JRR: I interviewed Suketu Mehta, whose book This Land is Our Land seems to be in conversation with yours. In his book, and I think what I understood from yours, there is a commitment to the ideal of America despite its flaws. Even just now you saying that you write without fear, it seems that America is still the place to be doing that. 

LL: Well, as of now, as of now, we are still protected by the First Amendment. So we’re going to continue doing that. I think that there is something deeply seductive but also deeply true about the universal ideas in the Declaration of Independence, that all men are created equal, right? Obviously, we have to update “men” to “everyone.” Everybody is going to claim that ideal. The question is who’s actually going to live with that ideal? I think we all come into the world with some kind of, I’m afraid to say, innate, but I don’t know how else to say it, but some desire for justice, some belief in justice, a belief that we’re all the same. The question is in terms of practice, is America living up to that promise? And obviously, the short answer is no, not in its history and not in its present moment. 

But I think that the reason that people do have faith is that you want to maintain both of those ideas in your head, the fact that history has shown us that America has a voice to those ideals, but it also has made progress towards those ideals. I think all we can do during our life on earth is to try and move forward and try as much as we can to make those ideals true.

JRR: You’ve been an American citizen for 20 years now. When do you feel most American these days? 
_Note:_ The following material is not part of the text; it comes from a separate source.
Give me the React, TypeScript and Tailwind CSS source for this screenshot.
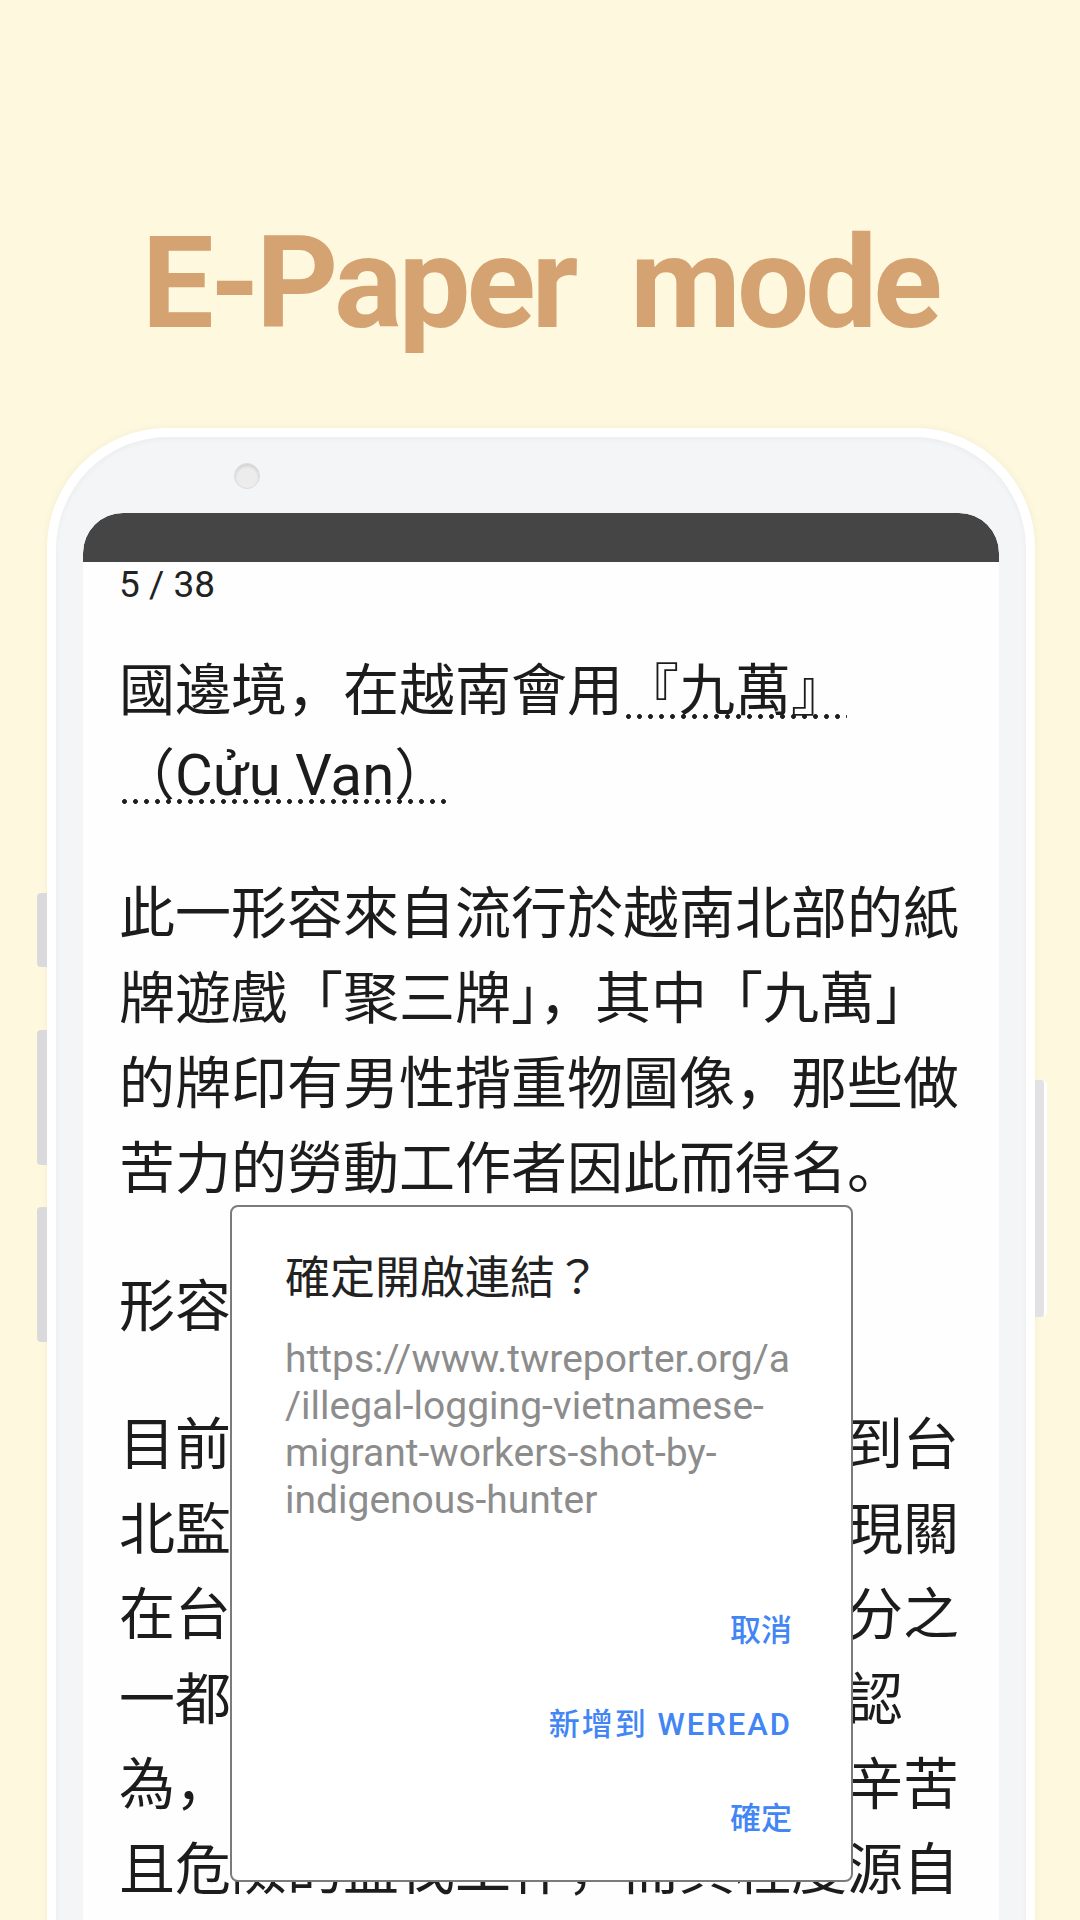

LL: When I am speaking for immigrant rights, or for immigrant kids, or if I’m advocating for people who are incarcerated, that’s when I feel the most American—when I’m able to exercise these rights that I gained access to when I became a citizen. I think that the idea that love is uncritical is, especially love for one’s country, is dangerous. If you care about something, you want it to be healthy and safe. If I want America to be healthy, it means I have to work to make sure that everyone is equal.